The Leadville Historic District is in the mining town of Leadville, Colorado. The National Historic Landmark District includes 67 mines in the mining district east of the city up to the 12,000 foot (3658 m) level, and a defined portion of the village area. It was designated in 1961.  Then, when the National Register of Historic Places (NRHP) program was started in 1966, Leadville's National Historic District was included in its first day's listings, along with all other existing National Historic Landmarks.  The NRHP district was later expanded, adding a number of structures along the Harrison Avenue corridor, and making them eligible for historic preservation grants and tax subsidies, too.

Buildings

Principal historic buildings in the district are:  Tabor Grand Hotel, St. George's Church, Temple Israel, Annunciation Church, Tabor Opera House, City Hall, Healy House, Dexter Cabin, Engelbach House, and Tabor House, as well as mining structures and homes of miners, merchants, and businesspeople.  Structures built after 1917 are considered non-contributing.

Boot Hill Cemetery

Leadville was the site of a Boot Hill Cemetery, which is perhaps the "most documented" of those in the Old West.

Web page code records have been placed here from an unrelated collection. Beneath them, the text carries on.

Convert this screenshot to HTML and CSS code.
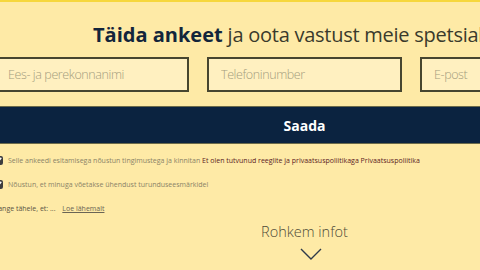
FILE: index.html
```
<!DOCTYPE html>
<html lang="et">
<head>
  <meta charset="UTF-8" />
  <meta name="viewport" content="width=device-width, initial-scale=1.0" />
  <title>Täida ankeet</title>
  <link rel="stylesheet" href="styles.css">
</head>
<body>
  <div class="topbar"></div>
  <div class="page">
    <h1 class="title"><b>Täida ankeet</b> ja oota vastust meie spetsialistilt</h1>
    <form class="form" onsubmit="return false;">
      <div class="fields">
        <input type="text" placeholder="Ees- ja perekonnanimi">
        <input type="text" placeholder="Telefoninumber">
        <input type="text" placeholder="E-post">
      </div>
      <button class="send">Saada</button>
      <label class="check">
        <input type="checkbox" checked>
        <span>Selle ankeedi esitamisega nõustun tingimustega ja kinnitan <a href="#">Et olen tutvunud reeglite ja privaatsuspoliitikaga Privaatsuspoliitika</a></span>
      </label>
      <label class="check">
        <input type="checkbox" checked>
        <span>Nõustun, et minuga võetakse ühendust turunduseesmärkidel</span>
      </label>
      <p class="note">Pange tähele, et: ... <a href="#">Loe lähemalt</a></p>
    </form>
    <div class="more">
      <span>Rohkem infot</span>
      <svg width="22" height="12" viewBox="0 0 22 12"><path d="M1 1 L11 11 L21 1" fill="none" stroke="#2e3a4a" stroke-width="1.4"/></svg>
    </div>
  </div>
</body>
</html>
```

FILE: styles.css
```
body { margin: 0; background: #feeaa6; font-family: "Open Sans", Arial, sans-serif; color: #3c3a30; overflow: hidden; }
.topbar { height: 2px; background: #f6d73e; }
.page { width: 621px; margin-left: -6px; }
.title { margin: 18px 0 0; font-size: 20px; font-weight: 400; color: #3a3a2c; padding-left: 99px; white-space: nowrap; line-height: 30px; letter-spacing: -0.25px; }
.title b { color: #13253b; font-weight: 700; letter-spacing: 0; }
.fields { display: flex; gap: 18px; margin-top: 7px; }
.fields input { flex: 1; min-width: 0; height: 35px; box-sizing: border-box; border: 2px solid #47462f; background: #fff0c0; padding: 0 12px; font-family: "Open Sans", sans-serif; font-weight: 300; font-size: 12.5px; letter-spacing: -0.4px; color: #555; }
.fields input::placeholder { color: #a49d7e; }
.send { display: block; width: 100%; height: 36px; margin-top: 15px; border: 0; background: #0b2340; color: #fff; font-family: "Open Sans", sans-serif; font-weight: 700; font-size: 14px; box-shadow: 0 1px 0 #6b6a4a, 0 -1px 0 #6b6a4a; }
.check { display: flex; align-items: center; gap: 5px; margin-top: 13px; font-size: 7px; color: #8a8366; }
.check + .check { margin-top: 15px; }
.check input { width: 9px; height: 9px; margin: 0; accent-color: #3d3d3d; }
.check a { color: #5b1a24; text-decoration: none; }
.note { margin: 15px 0 0; font-size: 7px; color: #5a5444; }
.note a { color: #6a6454; margin-left: 5px; }
.more { display: flex; flex-direction: column; align-items: center; margin-top: 9px; }
.more span { font-size: 14.5px; font-weight: 300; color: #4e4a38; line-height: 20px; }
.more svg { margin-top: 6px; margin-left: 12px; }
```
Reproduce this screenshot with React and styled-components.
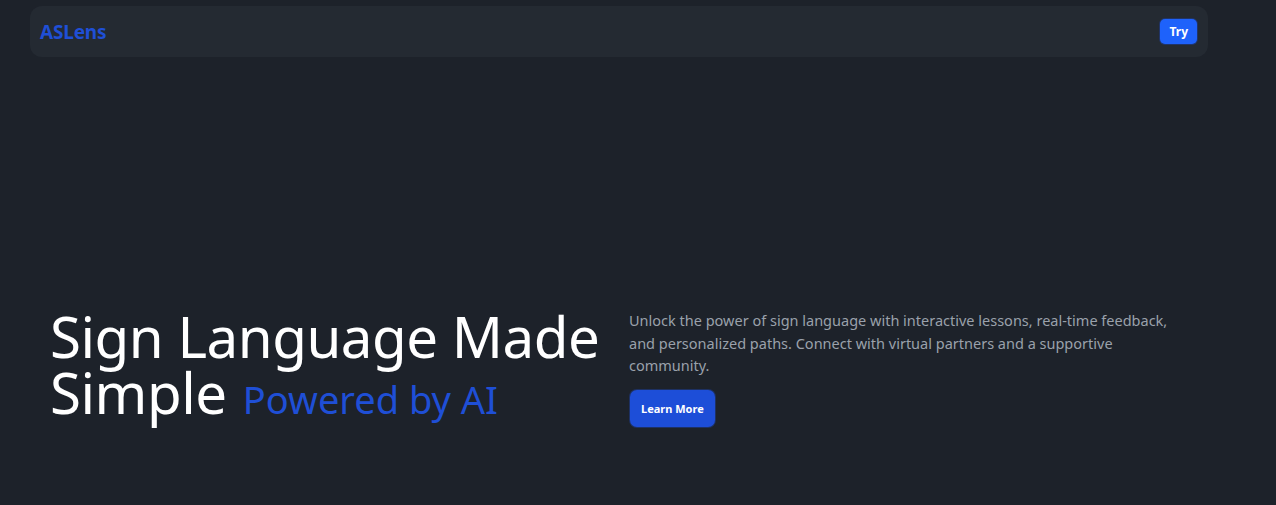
import styled, { createGlobalStyle } from "styled-components";

const GlobalStyle = createGlobalStyle`
  html, body {
    margin: 0;
    padding: 0;
    background: #1d222a;
    font-family: "Noto Sans", "Open Sans", sans-serif;
  }
  * { box-sizing: border-box; }
`;

const Page = styled.div`
  min-height: 505px;
  background: #1d222a;
  padding: 6px 68px 0 30px;
`;

const Navbar = styled.nav`
  height: 51px;
  background: #242a32;
  border-radius: 12px;
  display: flex;
  align-items: center;
  justify-content: space-between;
  padding: 0 11px 0 10px;
`;

const Logo = styled.a`
  color: #1f4fd6;
  font-weight: 700;
  font-size: 19px;
  text-decoration: none;
  letter-spacing: -0.2px;
`;

const Button = styled.button`
  border: none;
  color: #fff;
  font-family: inherit;
  font-weight: 700;
  cursor: pointer;
  background: ${(p) => (p.$small ? "#1e62fb" : "#1d4ed8")};
  font-size: ${(p) => (p.$small ? "12px" : "11px")};
  border-radius: ${(p) => (p.$small ? "5px" : "7px")};
  padding: ${(p) => (p.$small ? "4px 9px" : "11px 11px")};
  margin-left: ${(p) => (p.$small ? "0" : "1px")};
  box-shadow: 0 0 0 1px rgba(30, 60, 140, 0.6);
`;

const Hero = styled.section`
  display: flex;
  align-items: flex-start;
  padding: 250px 0 0 20px;
  gap: 19px;
`;

const Heading = styled.h1`
  margin: 2px 0 0;
  width: 560px;
  flex-shrink: 0;
  color: #fff;
  font-weight: 400;
  font-size: 56.5px;
  line-height: 56px;
  letter-spacing: -0.5px;
`;

const Accent = styled.span`
  color: #1f4fd6;
  font-size: 38px;
  line-height: 1;
  letter-spacing: 0;
  margin-left: 2px;
`;

const Side = styled.div`
  width: 550px;
  padding-top: 2px;
`;

const Text = styled.p`
  margin: 0 0 13px;
  color: #9aa1ab;
  font-size: 14.5px;
  line-height: 22.5px;
`;

export default function App() {
  return (
    <>
      <GlobalStyle />
      <Page>
        <Navbar>
          <Logo href="#">ASLens</Logo>
          <Button $small>Try</Button>
        </Navbar>
        <Hero>
          <Heading>
            Sign Language Made Simple <Accent>Powered by AI</Accent>
          </Heading>
          <Side>
            <Text>
              Unlock the power of sign language with interactive lessons,
              real-time feedback, and personalized paths. Connect with virtual
              partners and a supportive community.
            </Text>
            <Button>Learn More</Button>
          </Side>
        </Hero>
      </Page>
    </>
  );
}
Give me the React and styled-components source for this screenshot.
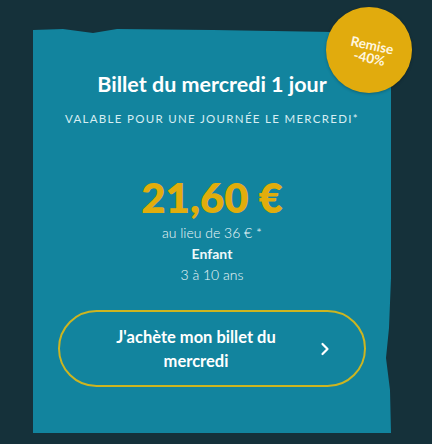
import React from 'react';
import styled, { createGlobalStyle } from 'styled-components';

const GlobalStyle = createGlobalStyle`
  body {
    margin: 0;
    background: #15313a;
    font-family: Lato, "Noto Sans", sans-serif;
  }
`;

const Page = styled.div`
  width: 432px;
  height: 444px;
  padding: 28px 0 0 33px;
  box-sizing: border-box;
`;

const CardWrap = styled.div`
  position: relative;
  width: 358px;
`;

const Card = styled.div`
  height: 405px;
  background: #12849e;
  box-sizing: border-box;
  padding-top: 44px;
  display: flex;
  flex-direction: column;
  align-items: center;
  color: #fff;
  clip-path: polygon(
    0 2px, 30px 1px, 60px 5px, 84px 1px, 180px 2px, 300px 4px, 358px 6px,
    358px 250px, 356px 300px, 353px 330px, 357px 362px, 358px 405px, 0 405px
  );
`;

const Badge = styled.div`
  position: absolute;
  top: -21px;
  right: -21px;
  width: 86px;
  height: 86px;
  border-radius: 50%;
  background: #e1ab0d;
  display: flex;
  align-items: center;
  justify-content: center;
  box-shadow: 0 1px 3px rgba(0, 0, 0, 0.25);
`;

const BadgeText = styled.div`
  transform: translate(2px, 2px) rotate(12deg);
  color: #fff7e0;
  font-weight: 700;
  font-size: 13.5px;
  line-height: 13px;
  text-align: center;
`;

const Title = styled.h2`
  margin: 0;
  font-size: 21.5px;
  line-height: 24px;
  font-weight: 700;
`;

const Subtitle = styled.div`
  margin-top: 16px;
  font-size: 11.5px;
  line-height: 14px;
  letter-spacing: 1.3px;
  text-transform: uppercase;
  color: #d8eef3;
`;

const Price = styled.div`
  margin-top: 46px;
  font-size: 42px;
  line-height: 50px;
  font-weight: 800;
  color: #e1ad0c;
`;

const InfoBlock = styled.div`
  display: flex;
  flex-direction: column;
  align-items: center;
`;

const Info = styled.div`
  font-size: 14px;
  line-height: 21px;
  font-weight: ${p => (p.bold ? 700 : 300)};
  color: #eef8fa;
`;

const Button = styled.button`
  margin-top: 25px;
  width: 308px;
  height: 77px;
  border: 2px solid #cdb520;
  border-radius: 39px;
  background: transparent;
  display: flex;
  align-items: center;
  padding: 0 34px 0 36px;
  box-sizing: border-box;
  color: #fff;
  font-family: inherit;
  cursor: pointer;
`;

const ButtonLabel = styled.span`
  width: 200px;
  font-size: 16.5px;
  line-height: 24px;
  font-weight: 700;
  text-align: center;
`;

const ChevronBox = styled.span`
  margin-left: auto;
  display: flex;
`;

const Chevron = () => (
  <ChevronBox>
    <svg width="10" height="14" viewBox="0 0 10 14" fill="none">
      <path d="M2.5 2 L7.5 7 L2.5 12" stroke="#fff" strokeWidth="2.2" strokeLinecap="round" strokeLinejoin="round" />
    </svg>
  </ChevronBox>
);

export default function App() {
  return (
    <Page>
      <GlobalStyle />
      <CardWrap>
        <Card>
          <Title>Billet du mercredi 1 jour</Title>
          <Subtitle>Valable pour une journée le mercredi*</Subtitle>
          <Price>21,60 €</Price>
          <InfoBlock>
            <Info>au lieu de 36 € *</Info>
            <Info bold>Enfant</Info>
            <Info>3 à 10 ans</Info>
          </InfoBlock>
          <Button>
            <ButtonLabel>J'achète mon billet du mercredi</ButtonLabel>
            <Chevron />
          </Button>
        </Card>
        <Badge>
          <BadgeText>Remise<br />-40%</BadgeText>
        </Badge>
      </CardWrap>
    </Page>
  );
}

According to an eyewitness:

"At the foot of Chestnut street, a little distance from the Leadville Smeltering Company's works, in an acre plot of ground unfenced, and with the carbonate-like earth thrown up into little heaps. On a closer inspection, the stranger will see that many of these carbonate mounds are marked by pieces of boards, slabs and sticks. Two or three have marble slabs and as many more are marked by pine [wood] boards painted in imitation of marble. ... [It was a] barren red clay-colored plot [with] no flowery lawns, spouting fountains, shady nooks, grassy plats, nor artistically carved marble. ... A worse or less inviting spot for the repose of the dead could not have been found within the environs of our city. Here all the vast transportation of a great mining camp passes in daily bustle and confusionis, and the sleep of our dead forever disturbed by the oaths and the black snake of the irreverent freighter [train]."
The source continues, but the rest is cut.